Is a life without guilt even conceivable? Can feelings of guilt be disposed of like an outworn coat? And if guilt burns into you like a port-wine stain, how powerful is an invisible companion like that? To what extent does it direct the fate of those who must bear that burden?
Amadeus Glückskind - his surname means 'Lucky Kid'- is fifteen when Jonathan Puck, the weird class genius, the outsider both feared and mocked by his classmates because of his intelligence is found outside the school gates shortly before midnight and detained by the police. The schoolboy claims to have stabbed and killed his father. Both teachers and pupils are in a state of shock. No one suspects that Amadeus and his three best friends know all too well why Jonathan had set off for the school on the evening of the murder.
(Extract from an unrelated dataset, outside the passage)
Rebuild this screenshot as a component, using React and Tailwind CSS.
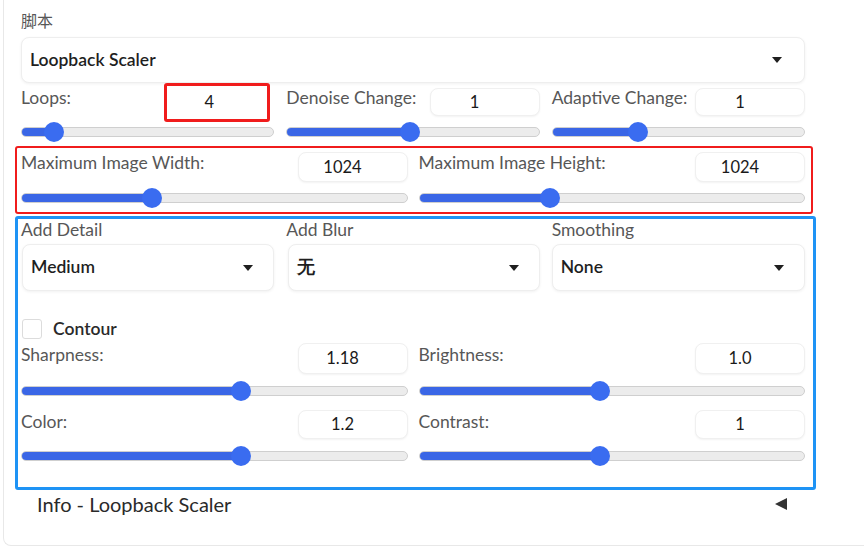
import React from "react";

const Caret = () => (
	<svg width="10" height="6" viewBox="0 0 10 6" className="shrink-0">
		<path d="M0 0 L10 0 L5 6 Z" fill="#1f1f1f" />
	</svg>
);

const Slider = ({ pct }) => (
	<div className="relative h-[20px] flex items-center">
		<div className="relative w-full h-[10px] rounded-full bg-[#ececec] border border-[#cfcfcf] overflow-hidden">
			<div className="h-full bg-[#3a66e6]" style={{ width: `${pct}%` }} />
		</div>
		<div
			className="absolute top-[0px] w-[20px] h-[20px] rounded-full bg-[#3a6cf0]"
			style={{ left: `calc(${pct}% - 10px)` }}
		/>
	</div>
);

const NumBox = ({ value, className = "" }) => (
	<div
		className={`flex items-center justify-center pr-5 bg-white border border-[#f0f0f0] rounded-lg shadow-[0_1px_2px_rgba(0,0,0,0.05)] text-[16.5px] text-[#1a1a1a] ${className}`}
	>
		{value}
	</div>
);

const Select = ({ value, className = "" }) => (
	<div
		className={`flex items-center justify-between pl-[8px] pr-[20px] bg-white border border-[#eeeeee] rounded-lg shadow-[0_1px_3px_rgba(0,0,0,0.06)] ${className}`}
	>
		<span className="text-[17.5px] font-semibold text-[#1f1f1f]">{value}</span>
		<Caret />
	</div>
);

const Label = ({ children, className = "" }) => (
	<span className={`block h-[22px] text-[17.5px] leading-[22px] text-[#575757] whitespace-nowrap ${className}`}>
		{children}
	</span>
);

const Field = ({ label, value, pct, headH = "h-[30px]", labelMt = "mt-0", sliderMt = "mt-[6px]" }) => (
	<div className="flex flex-col">
		<div className={`flex items-start justify-between ${headH}`}>
			<Label className={labelMt}>{label}</Label>
			<NumBox value={value} className="w-[110px] h-full" />
		</div>
		<div className={sliderMt}>
			<Slider pct={pct} />
		</div>
	</div>
);

const App = () => {
	return (
		<div className="w-[864px] h-[553px] bg-white overflow-hidden font-['Lato',sans-serif]">
			<div className="ml-[3px] h-[546px] border-l border-b border-[#e8e8e8] rounded-bl-lg pl-[17px] pt-[10px]">
				<div className="w-[784px] flex flex-col">
					<span className="block h-[20px] leading-[20px] text-[16px] text-[#575757] font-['Noto_Sans_CJK_SC',sans-serif]">
						脚本
					</span>
					<Select value="Loopback Scaler" className="mt-[7px] h-[46px] pr-[22px]" />

					{/* loops row */}
					<div className="grid grid-cols-3 gap-x-[12px] mb-[4px]">
						<div className="flex flex-col">
							<div className="flex items-start justify-between h-[39px]">
								<Label className="mt-[4px]">Loops:</Label>
								<div className="mr-[4px] w-[106px] h-[39px] border-[3px] border-[#f01c1c] rounded-[3px] bg-white flex items-center justify-center pr-4 text-[16.5px] text-[#1a1a1a]">
									4
								</div>
							</div>
							<Slider pct={13} />
						</div>
						<div className="flex flex-col">
							<div className="flex items-start justify-between h-[39px]">
								<Label className="mt-[4px]">Denoise Change:</Label>
								<NumBox value="1" className="mt-[5px] w-[110px] h-[28px]" />
							</div>
							<Slider pct={49} />
						</div>
						<div className="flex flex-col">
							<div className="flex items-start justify-between h-[39px]">
								<Label className="mt-[4px]">Adaptive Change:</Label>
								<NumBox value="1" className="mt-[5px] w-[110px] h-[28px]" />
							</div>
							<Slider pct={34} />
						</div>
					</div>

					{/* max size, highlighted red */}
					<div className="-ml-[6px] w-[798px] border-[2px] border-[#f01c1c] rounded-[3px] pl-[4px] pr-[6px] pt-[4px] pb-[4px]">
						<div className="grid grid-cols-2 gap-x-[11px]">
							<Field label="Maximum Image Width:" value="1024" pct={34} />
							<Field label="Maximum Image Height:" value="1024" pct={34} />
						</div>
					</div>

					{/* options, highlighted blue */}
					<div className="-ml-[6px] mt-[2px] w-[801px] border-[3px] border-[#1e93f5] rounded-[3px] pl-[3px] pr-[8px] pb-[21px]">
						<div className="grid grid-cols-3 gap-x-[12px]">
							<div className="flex flex-col">
								<Label>Add Detail</Label>
								<Select value="Medium" className="mt-[3px] h-[47px] ml-[1px]" />
							</div>
							<div className="flex flex-col">
								<Label>Add Blur</Label>
								<Select value="无" className="mt-[3px] h-[47px] ml-[2px]" />
							</div>
							<div className="flex flex-col">
								<Label>Smoothing</Label>
								<Select value="None" className="mt-[3px] h-[47px]" />
							</div>
						</div>

						<div className="mt-[28px] flex items-center h-[20px]">
							<div className="ml-[1px] w-[20px] h-[20px] bg-white border border-[#dcdcdc] rounded-[3px]" />
							<span className="ml-[11px] text-[17.5px] font-semibold text-[#2a2a2a]">Contour</span>
						</div>

						<div className="mt-[4px] grid grid-cols-2 gap-x-[11px]">
							<Field label="Sharpness:" value="1.18" pct={57} headH="h-[31px]" labelMt="mt-[1px]" sliderMt="mt-[7px]" />
							<Field label="Brightness:" value="1.0" pct={47} headH="h-[31px]" labelMt="mt-[1px]" sliderMt="mt-[7px]" />
						</div>
						<div className="mt-[9px] grid grid-cols-2 gap-x-[11px]">
							<Field label="Color:" value="1.2" pct={57} headH="h-[29px]" labelMt="mt-[1px]" sliderMt="mt-[7px]" />
							<Field label="Contrast:" value="1" pct={47} headH="h-[29px]" labelMt="mt-[1px]" sliderMt="mt-[7px]" />
						</div>
					</div>

					<div className="h-[28px] flex items-center justify-between pl-[16px] pr-[18px]">
						<span className="text-[20px] text-[#2a2a2a]">Info - Loopback Scaler</span>
						<svg width="12" height="12" viewBox="0 0 12 12">
							<path d="M0 6 L12 0 L12 12 Z" fill="#333333" />
						</svg>
					</div>
				</div>
			</div>
		</div>
	);
};

export default App;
Twenty-eight years later, Amadeus Glückskind, now a restorer married to his great love Fanny Goldbach, a cellist, and father of a son, flies to the Yemen, where an encounter with serious consequences takes place in Sanaa. On a long journey by car to Shibam, Amadeus learns what really happened in those dramatic hours twenty-eight years ago. Much remains shrouded in mystery, however. After his return he finds a letter that devastates him: a story of guilt and forgiveness, love and death is revealed to him. The long journey of Amadeus Glückskind is far from over.